Marget Atwood's book The Testaments released last month and is said to be Atwood's best work to date. According to an international media outlet, the book picks up the tale of three women 15 years on. Atwood reportedly claimed that the book is a question of things escaping from a book to the real world. Her 1987 novel The Handmaid's Tale became an award-winning TV series in 2017, and the sales of the English-Language edition have topped eight million copies worldwide.

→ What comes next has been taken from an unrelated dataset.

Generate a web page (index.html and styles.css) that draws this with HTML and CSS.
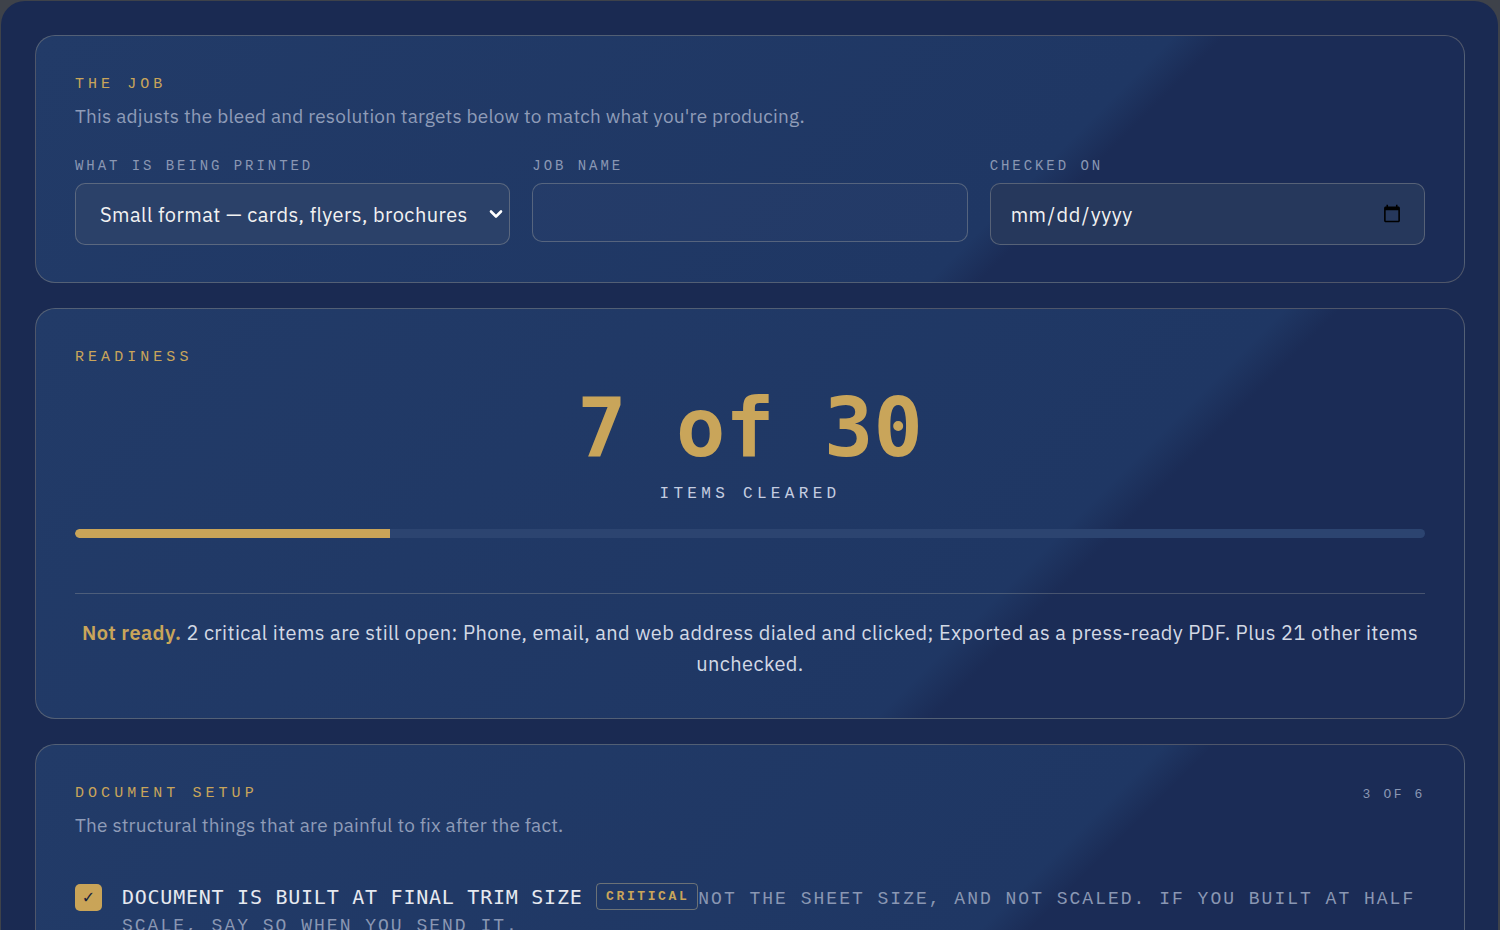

Salman Rushdie, on the other hand, has already won the Booker Prize in 1981 for Midnight's Children. His book, Quichotte, for which he is nominated is a tragicomedy and inspired by Don Quixote. The novel is a story of an aging travelling salesman who falls in love with a TV star and sets off to drive across America on a quest to prove himself worthy of her hand. Rushdie claimed that he researched the book by watching all the reality TV shows which could drive a person crazy.
Other Nominees
Chigozie Obioma, a Nigerian author made the shortlist for An Orchestra of Minorities which is his second novel after The Fishermen. The novel nominated for the 2019 Booker Prize is a tragic love story with a strong sense of foreboding throughout. It is richly poetic and deeply anchored in the mysticism of Nigeria's Igbo people. Author Lucy Ellmann's novel Ducks, Newburyport is a story made up almost entirely of one sentence that absorbs readers and is occasionally funny. The novel is a stream of thoughts from a woman making pies in her home in Ohio. The author claims that the novel is amusing weave between her family, US politics, her dead parents and pets, pollution in rivers, and are interspersed with references to popular culture. The anglo-Nigerian author Bernardine Evaristo, shortlisted for Girl, Woman, Other which is about the lives of black British families with roots across the country, Africa and the Caribbean. Elif Shafak, another most widely read female author in Turkey, brings Istanbul's underworld to life through the recollections of sex worker Tequila Leila in 10 Minutes 38 Seconds in This Strange World.